The Hidden Constraint

Here’s the broader lesson, and the one I want to leave you with:

Every choice in distributed system design is a bet about mergeability.

When you choose COUNT(DISTINCT ...) in a SQL query, you’re choosing an operation that requires seeing all data centrally — unless you switch to APPROX_COUNT_DISTINCT(...), which uses an HLL sketch that merges. When you compute a moving average, you need to carry (sum, count) pairs — or accept a global shuffle. When you pick a data structure for real-time aggregation, the first question should be: does it merge?

The operations in Part 1 — sum, max, union — merge trivially, and that’s why they’re the workhorses of distributed systems. The sketches in Part 2 — HLL, CMS, Bloom, T-Digest — merge approximately, and that’s why they dominate analytics at scale. The monoid abstraction in this post names the pattern and makes it composable.

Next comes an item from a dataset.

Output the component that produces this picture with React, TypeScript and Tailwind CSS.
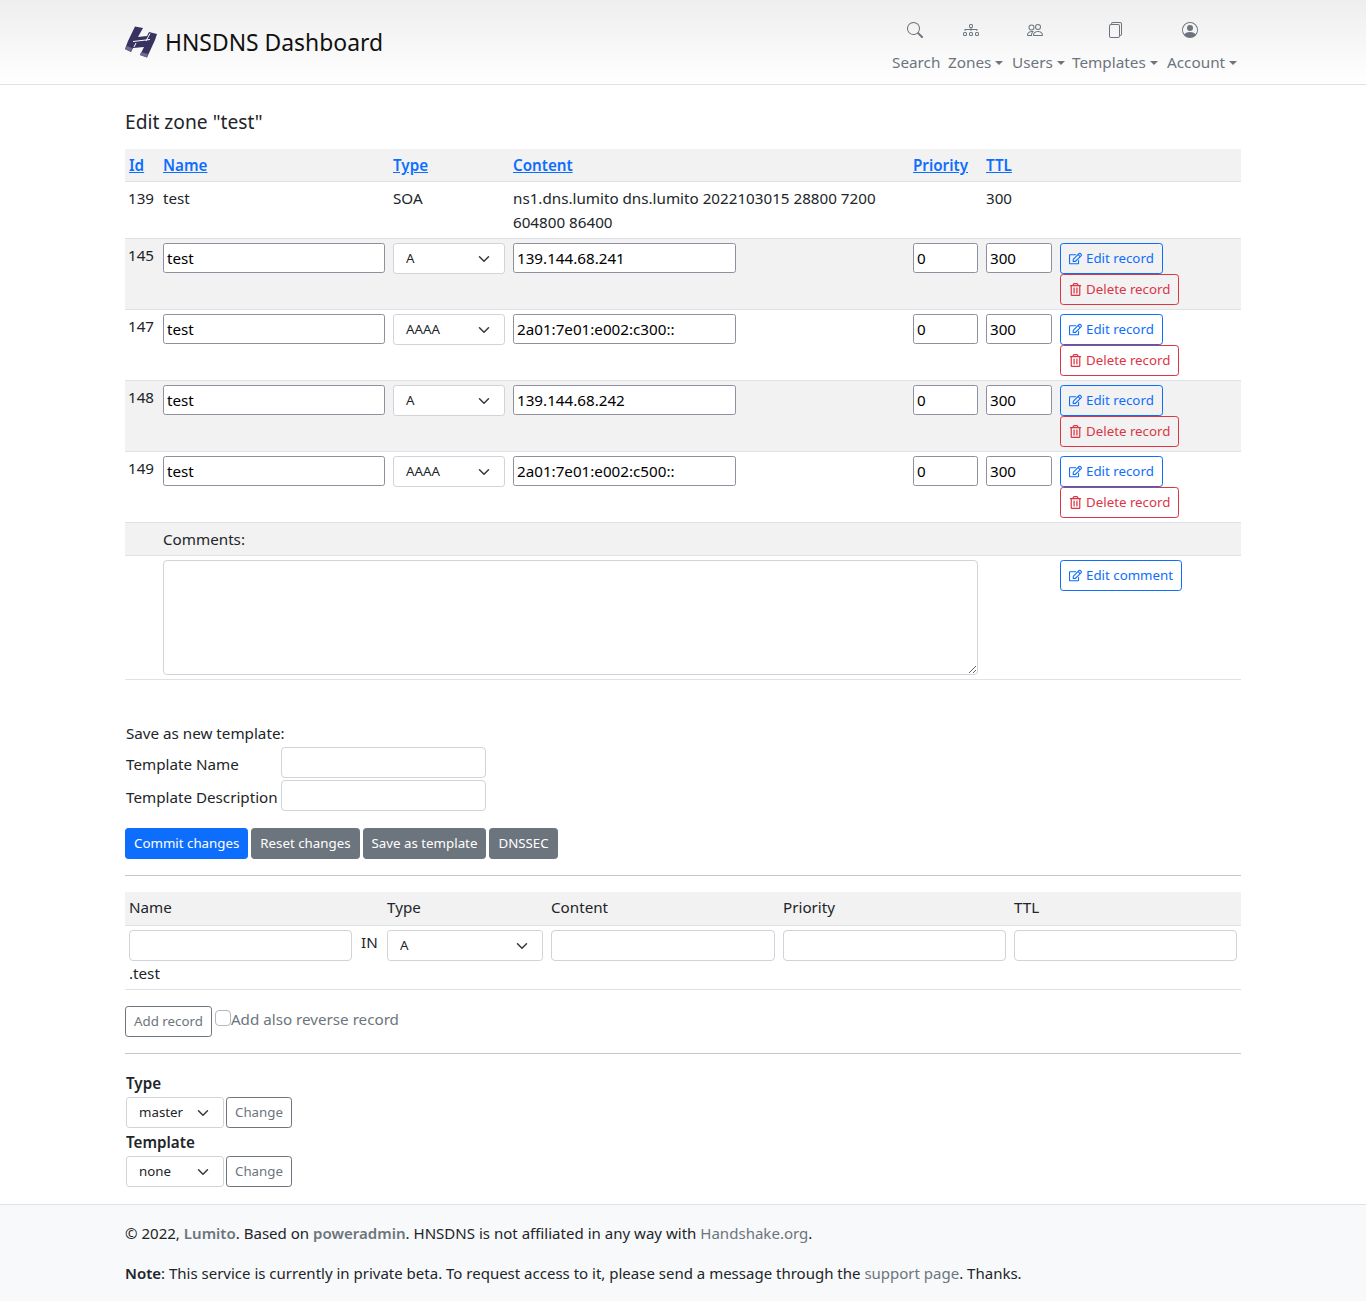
import React from "react";
import { BsSearch, BsDiagram3, BsPeople, BsFiles, BsPersonCircle } from "react-icons/bs";
import { FaRegEdit, FaRegTrashAlt } from "react-icons/fa";

function Logo() {
  return (
    <svg width="33" height="32" viewBox="0 0 33 32" className="shrink-0">
      <path d="M10 0.5 L18 2 L13 11 L22 10 L24 6 L32 8 L30 14 L22 31.5 L15 29 L19 21 L8 22 L6 26 L0 23 L3 15 Z" fill="#37325f" />
      <path d="M8 15.5 L25 13.5 M25 7.5 L21 15 M11 17 L9 21" stroke="#ffffff" strokeWidth="1" fill="none" />
      <path d="M0 23 L6 26 L7 22 L2 20 Z" fill="#6f6b8f" />
      <path d="M15 29 L22 31.5 L23 28 L16 26 Z" fill="#6f6b8f" />
    </svg>
  );
}

function Caret() {
  return <span className="ml-[4px] inline-block align-[3px] border-t-[4.8px] border-x-[4.8px] border-b-0 border-t-[#6c757d] border-x-transparent" />;
}

function NavItem({ icon, label, caret, w, iconClass }: { icon: React.ReactNode; label: string; caret?: boolean; w: string; iconClass: string }) {
  return (
    <div className={"flex flex-col items-start " + w}>
      <div className={"h-[16px] flex items-center text-[#6c757d] " + iconClass}>{icon}</div>
      <div className="mt-[12px] text-[#6c757d] text-[15.3px] leading-6 whitespace-nowrap">
        {label}
        {caret && <Caret />}
      </div>
    </div>
  );
}

function Select({ value, options, w }: { value: string; options: string[]; w: string }) {
  return (
    <div className={"relative " + w}>
      <select
        defaultValue={value}
        className="appearance-none block w-full h-[31px] pl-[12px] pr-[36px] text-[13.3px] leading-[21px] text-[#212529] bg-white border border-[#ced4da] rounded-[3.2px]"
      >
        {options.map((o) => (
          <option key={o}>{o}</option>
        ))}
      </select>
      <svg width="16" height="12" viewBox="0 0 16 16" className="absolute right-[13px] top-[10px] pointer-events-none">
        <path d="M2 5l6 6 6-6" fill="none" stroke="#343a40" strokeWidth="2" strokeLinecap="round" strokeLinejoin="round" />
      </svg>
    </div>
  );
}

function TextInput({ value, w }: { value: string; w: string }) {
  return (
    <input
      defaultValue={value}
      className={"block h-[30px] px-[3px] text-[15.2px] text-black bg-white border border-[#8f8f9d] rounded-[2.5px] " + w}
    />
  );
}

function Btn({ kind, icon, children }: { kind: "edit" | "del" | "grey" | "solid" | "outline"; icon?: React.ReactNode; children: React.ReactNode }) {
  const c = {
    edit: "text-[#0d6efd] border-[#0d6efd]",
    del: "text-[#dc3545] border-[#dc3545]",
    grey: "text-white bg-[#6c757d] border-[#6c757d]",
    solid: "text-white bg-[#0d6efd] border-[#0d6efd]",
    outline: "text-[#6c757d] border-[#6c757d]",
  }[kind];
  return (
    <button className={"flex items-center h-[31px] px-[8px] text-[13.3px] leading-[21px] border rounded-[3.2px] whitespace-nowrap " + c}>
      {icon && <span className="mr-[4px] flex items-center">{icon}</span>}
      {children}
    </button>
  );
}

const records = [
  { id: "145", type: "A", content: "139.144.68.241", alt: true },
  { id: "147", type: "AAAA", content: "2a01:7e01:e002:c300::", alt: false },
  { id: "148", type: "A", content: "139.144.68.242", alt: true },
  { id: "149", type: "AAAA", content: "2a01:7e01:e002:c500::", alt: false },
];

const typeOptions = ["A", "AAAA", "CNAME", "MX", "NS", "SOA", "TXT"];

function Th({ children }: { children: React.ReactNode }) {
  return (
    <th className="p-[4px] h-[32px] text-left font-semibold">
      <a className="text-[#0d6efd] underline">{children}</a>
    </th>
  );
}

export default function App() {
  return (
    <div className="bg-white text-[#212529] text-[15.2px] leading-6 font-['Noto_Sans','Liberation_Sans',sans-serif]">
      <header className="h-[85px] border-b border-[#dee2e6] bg-gradient-to-b from-[#eeeeee] to-[#ffffff]">
        <div className="w-[1116px] mx-auto flex justify-between h-full">
          <div className="flex items-center gap-[7px]">
            <Logo />
            <span className="text-[22.9px] leading-9 pt-[2px] text-[#111] whitespace-nowrap">HNSDNS Dashboard</span>
          </div>
          <nav className="flex pt-[22px] pr-[4px] gap-[8px]">
            <NavItem w="w-[48px]" iconClass="ml-[15px]" icon={<BsSearch size={16} />} label="Search" />
            <NavItem w="w-[56px]" iconClass="ml-[15px]" icon={<BsDiagram3 size={16} />} label="Zones" caret />
            <NavItem w="w-[52px]" iconClass="ml-[15px]" icon={<BsPeople size={16} />} label="Users" caret />
            <NavItem w="w-[87px]" iconClass="ml-[35px]" icon={<BsFiles size={16} />} label="Templates" caret />
            <NavItem w="w-[70px]" iconClass="ml-[15px]" icon={<BsPersonCircle size={16} />} label="Account" caret />
          </nav>
        </div>
      </header>

      <main className="w-[1116px] mx-auto">
        <h1 className="pt-[25px] pb-[15px] text-[19.2px] leading-[24px] font-normal">Edit zone "test"</h1>

        <table className="w-full table-fixed border-collapse">
          <colgroup>
            <col className="w-[34px]" />
            <col className="w-[230px]" />
            <col className="w-[120px]" />
            <col className="w-[400px]" />
            <col className="w-[73px]" />
            <col className="w-[74px]" />
            <col />
          </colgroup>
          <thead>
            <tr className="bg-[#f2f2f2] border-b border-[#dee2e6]">
              <Th>Id</Th>
              <Th>Name</Th>
              <Th>Type</Th>
              <Th>Content</Th>
              <Th>Priority</Th>
              <Th>TTL</Th>
              <th />
            </tr>
          </thead>
          <tbody>
            <tr className="border-b border-[#dee2e6] align-top">
              <td className="p-[4px] pl-[3px]">139</td>
              <td className="p-[4px]">test</td>
              <td className="p-[4px]">SOA</td>
              <td className="p-[4px]">ns1.dns.lumito dns.lumito 2022103015 28800 7200 604800 86400</td>
              <td className="p-[4px]" />
              <td className="p-[4px]">300</td>
              <td />
            </tr>
            {records.map((r) => (
              <tr key={r.id} className={"border-b border-[#dee2e6] align-top " + (r.alt ? "bg-[#f2f2f2]" : "")}>
                <td className="p-[4px] pl-[3px]">{r.id}</td>
                <td className="p-[4px]">
                  <TextInput value="test" w="w-[222px]" />
                </td>
                <td className="p-[4px]">
                  <Select value={r.type} options={typeOptions} w="w-[112px]" />
                </td>
                <td className="p-[4px]">
                  <TextInput value={r.content} w="w-[223px]" />
                </td>
                <td className="p-[4px]">
                  <TextInput value="0" w="w-[65px]" />
                </td>
                <td className="p-[4px]">
                  <TextInput value="300" w="w-[66px]" />
                </td>
                <td className="p-[4px]">
                  <div className="flex flex-col items-start">
                    <Btn kind="edit" icon={<FaRegEdit size={13} />}>Edit record</Btn>
                    <Btn kind="del" icon={<FaRegTrashAlt size={13} />}>Delete record</Btn>
                  </div>
                </td>
              </tr>
            ))}
            <tr className="bg-[#f2f2f2] border-b border-[#dee2e6]">
              <td />
              <td colSpan={6} className="p-[4px]">Comments:</td>
            </tr>
            <tr className="border-b border-[#dee2e6] align-top">
              <td />
              <td colSpan={4} className="p-[4px]">
                <textarea className="block w-full h-[115px] border border-[#ced4da] rounded-[4px] bg-white" />
              </td>
              <td />
              <td className="p-[4px]">
                <div className="flex">
                  <Btn kind="edit" icon={<FaRegEdit size={13} />}>Edit comment</Btn>
                </div>
              </td>
            </tr>
          </tbody>
        </table>

        <div className="pt-[41px] pl-[1px]">
          <div className="h-[24px]">Save as new template:</div>
          <div className="grid grid-cols-[155px_205px] gap-y-[2px] mt-[2px] items-center">
            <span className="whitespace-nowrap pt-[2px]">Template Name</span>
            <input className="block h-[31px] w-[205px] bg-white border border-[#ced4da] rounded-[4px]" />
            <span className="whitespace-nowrap pt-[2px]">Template Description</span>
            <input className="block h-[31px] w-[205px] bg-white border border-[#ced4da] rounded-[4px]" />
          </div>
        </div>

        <div className="flex gap-[3px] mt-[17px]">
          <Btn kind="solid">Commit changes</Btn>
          <Btn kind="grey">Reset changes</Btn>
          <Btn kind="grey">Save as template</Btn>
          <Btn kind="grey">DNSSEC</Btn>
        </div>

        <hr className="mt-[16px] border-0 border-t border-[#c6c7c8]" />

        <table className="w-full table-fixed border-collapse mt-[16px]">
          <colgroup>
            <col className="w-[231px]" />
            <col className="w-[27px]" />
            <col className="w-[164px]" />
            <col className="w-[232px]" />
            <col className="w-[231px]" />
            <col />
          </colgroup>
          <thead>
            <tr className="bg-[#f2f2f2] border-b border-[#dee2e6]">
              <th className="px-[4px] pt-[3px] pb-[5px] h-[33px] text-left font-normal">Name</th>
              <th />
              <th className="px-[4px] pt-[3px] pb-[5px] text-left font-normal">Type</th>
              <th className="px-[4px] pt-[3px] pb-[5px] text-left font-normal">Content</th>
              <th className="px-[4px] pt-[3px] pb-[5px] text-left font-normal">Priority</th>
              <th className="px-[4px] pt-[3px] pb-[5px] text-left font-normal">TTL</th>
            </tr>
          </thead>
          <tbody>
            <tr className="border-b border-[#dee2e6] align-top">
              <td className="p-[4px]">
                <input className="block h-[31px] w-[223px] bg-white border border-[#ced4da] rounded-[4px]" />
                .test
              </td>
              <td className="py-[4px] pl-[5px]">IN</td>
              <td className="p-[4px]">
                <Select value="A" options={typeOptions} w="w-[156px]" />
              </td>
              <td className="p-[4px]">
                <input className="block h-[31px] w-full bg-white border border-[#ced4da] rounded-[4px]" />
              </td>
              <td className="p-[4px]">
                <input className="block h-[31px] w-full bg-white border border-[#ced4da] rounded-[4px]" />
              </td>
              <td className="p-[4px]">
                <input className="block h-[31px] w-full bg-white border border-[#ced4da] rounded-[4px]" />
              </td>
            </tr>
          </tbody>
        </table>

        <div className="flex items-start mt-[16px] gap-[3px]">
          <Btn kind="outline">Add record</Btn>
          <label className="flex items-start text-[#6c757d] mt-px">
            <input type="checkbox" className="appearance-none block w-[16px] h-[16px] mt-[3px] bg-white border border-[#b5b8bb] rounded-[4px]" />
            Add also reverse record
          </label>
        </div>

        <hr className="mt-[16px] border-0 border-t border-[#c6c7c8]" />

        <div className="pt-[17px] pl-[1px] pb-[17px]">
          <div className="font-semibold h-[26px]">Type</div>
          <div className="flex gap-[2px]">
            <Select value="master" options={["master", "native", "slave"]} w="w-[98px]" />
            <Btn kind="outline">Change</Btn>
          </div>
          <div className="font-semibold mt-[2px] h-[26px]">Template</div>
          <div className="flex gap-[2px]">
            <Select value="none" options={["none"]} w="w-[98px]" />
            <Btn kind="outline">Change</Btn>
          </div>
        </div>
      </main>

      <footer className="h-[98px] bg-[#f8f9fa] border-t border-b border-[#dee2e6] text-[15px]">
        <div className="w-[1116px] mx-auto pt-[16px]">
          <p className="text-[15.06px]">
            © 2022, <a className="font-semibold text-[#6c757d]">Lumito</a>. Based on{" "}
            <a className="font-semibold text-[#6c757d]">poweradmin</a>. HNSDNS is not affiliated in any way with{" "}
            <a className="text-[#6c757d]">Handshake.org</a>.
          </p>
          <p className="mt-[16px]">
            <strong className="font-semibold">Note</strong>: This service is currently in private beta. To request access to it, please send a message through the{" "}
            <a className="text-[#6c757d]">support page</a>. Thanks.
          </p>
        </div>
      </footer>
    </div>
  );
}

You don’t need Algebird to benefit from this. You don’t need Scala, or Scalding, or any particular framework. You just need to ask one question before you design an aggregation:

If I split this across machines, can I combine the partial results?

If yes, you have a monoid — and your system can scale.

If no, you need to make it one — by carrying more state, approximating, or accepting a shuffle.

That’s the whole thing. Every data structure in this series, every merge operation, every sketch — they’re all answers to that one question.